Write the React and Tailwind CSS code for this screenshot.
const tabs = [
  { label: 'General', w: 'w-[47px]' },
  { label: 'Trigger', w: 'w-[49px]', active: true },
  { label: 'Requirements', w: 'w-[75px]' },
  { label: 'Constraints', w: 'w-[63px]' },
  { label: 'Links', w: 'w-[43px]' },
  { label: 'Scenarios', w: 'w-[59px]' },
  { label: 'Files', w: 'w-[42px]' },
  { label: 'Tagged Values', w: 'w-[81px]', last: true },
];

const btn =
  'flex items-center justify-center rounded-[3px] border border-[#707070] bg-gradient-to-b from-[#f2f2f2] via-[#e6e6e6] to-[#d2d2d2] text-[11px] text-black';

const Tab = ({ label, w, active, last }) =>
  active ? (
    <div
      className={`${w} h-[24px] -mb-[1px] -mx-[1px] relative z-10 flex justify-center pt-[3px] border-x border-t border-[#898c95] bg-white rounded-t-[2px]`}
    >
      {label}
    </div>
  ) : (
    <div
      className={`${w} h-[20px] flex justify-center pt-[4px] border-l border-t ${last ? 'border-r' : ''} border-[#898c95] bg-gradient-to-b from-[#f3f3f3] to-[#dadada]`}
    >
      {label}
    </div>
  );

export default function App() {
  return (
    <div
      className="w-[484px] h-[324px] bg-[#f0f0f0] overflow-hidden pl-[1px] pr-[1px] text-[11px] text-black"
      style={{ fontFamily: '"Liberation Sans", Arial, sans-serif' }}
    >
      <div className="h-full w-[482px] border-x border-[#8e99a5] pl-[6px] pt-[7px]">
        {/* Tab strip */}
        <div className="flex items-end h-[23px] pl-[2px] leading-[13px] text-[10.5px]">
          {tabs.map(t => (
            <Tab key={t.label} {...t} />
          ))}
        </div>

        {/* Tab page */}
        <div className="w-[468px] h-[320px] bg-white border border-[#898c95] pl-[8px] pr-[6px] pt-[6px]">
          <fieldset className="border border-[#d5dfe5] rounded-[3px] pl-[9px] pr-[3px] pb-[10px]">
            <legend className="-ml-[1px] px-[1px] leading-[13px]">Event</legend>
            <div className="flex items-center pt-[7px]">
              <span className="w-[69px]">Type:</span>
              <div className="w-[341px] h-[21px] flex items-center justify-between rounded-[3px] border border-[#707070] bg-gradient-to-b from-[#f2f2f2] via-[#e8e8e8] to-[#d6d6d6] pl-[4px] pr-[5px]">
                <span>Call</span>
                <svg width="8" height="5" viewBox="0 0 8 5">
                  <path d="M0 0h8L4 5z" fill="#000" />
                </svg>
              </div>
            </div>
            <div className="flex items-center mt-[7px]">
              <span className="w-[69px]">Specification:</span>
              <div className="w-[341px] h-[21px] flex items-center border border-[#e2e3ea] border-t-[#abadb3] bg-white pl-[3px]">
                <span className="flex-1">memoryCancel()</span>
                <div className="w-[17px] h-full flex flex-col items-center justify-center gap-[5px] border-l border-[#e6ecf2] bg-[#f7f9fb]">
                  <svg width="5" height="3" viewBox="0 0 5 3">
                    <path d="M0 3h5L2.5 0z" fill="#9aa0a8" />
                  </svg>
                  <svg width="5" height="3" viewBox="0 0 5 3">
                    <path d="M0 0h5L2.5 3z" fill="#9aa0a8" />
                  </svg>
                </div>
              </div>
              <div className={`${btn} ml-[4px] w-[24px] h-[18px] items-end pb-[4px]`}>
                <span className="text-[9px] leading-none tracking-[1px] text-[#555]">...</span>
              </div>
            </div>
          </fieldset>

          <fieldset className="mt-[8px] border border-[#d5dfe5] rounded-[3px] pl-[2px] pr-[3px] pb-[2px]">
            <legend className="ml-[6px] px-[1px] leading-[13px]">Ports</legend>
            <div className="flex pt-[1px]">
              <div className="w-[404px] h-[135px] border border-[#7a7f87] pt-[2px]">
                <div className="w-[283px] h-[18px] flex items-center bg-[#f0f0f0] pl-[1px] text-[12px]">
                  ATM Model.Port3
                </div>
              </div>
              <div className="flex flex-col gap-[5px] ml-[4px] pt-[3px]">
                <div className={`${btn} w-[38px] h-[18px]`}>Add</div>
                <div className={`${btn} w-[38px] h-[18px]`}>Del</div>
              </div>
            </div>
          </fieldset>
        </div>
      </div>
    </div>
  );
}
______
**WHAT IS NEEDED**: Starting with the first line of the data above, copy each line exactly until you reach the line with "to-[#d2d2d2] text-[11px] text-black';"; include that line as well.

**RESULT OF THIS TASK**:
Write the React and Tailwind CSS code for this screenshot.
const tabs = [
  { label: 'General', w: 'w-[47px]' },
  { label: 'Trigger', w: 'w-[49px]', active: true },
  { label: 'Requirements', w: 'w-[75px]' },
  { label: 'Constraints', w: 'w-[63px]' },
  { label: 'Links', w: 'w-[43px]' },
  { label: 'Scenarios', w: 'w-[59px]' },
  { label: 'Files', w: 'w-[42px]' },
  { label: 'Tagged Values', w: 'w-[81px]', last: true },
];

const btn =
  'flex items-center justify-center rounded-[3px] border border-[#707070] bg-gradient-to-b from-[#f2f2f2] via-[#e6e6e6] to-[#d2d2d2] text-[11px] text-black';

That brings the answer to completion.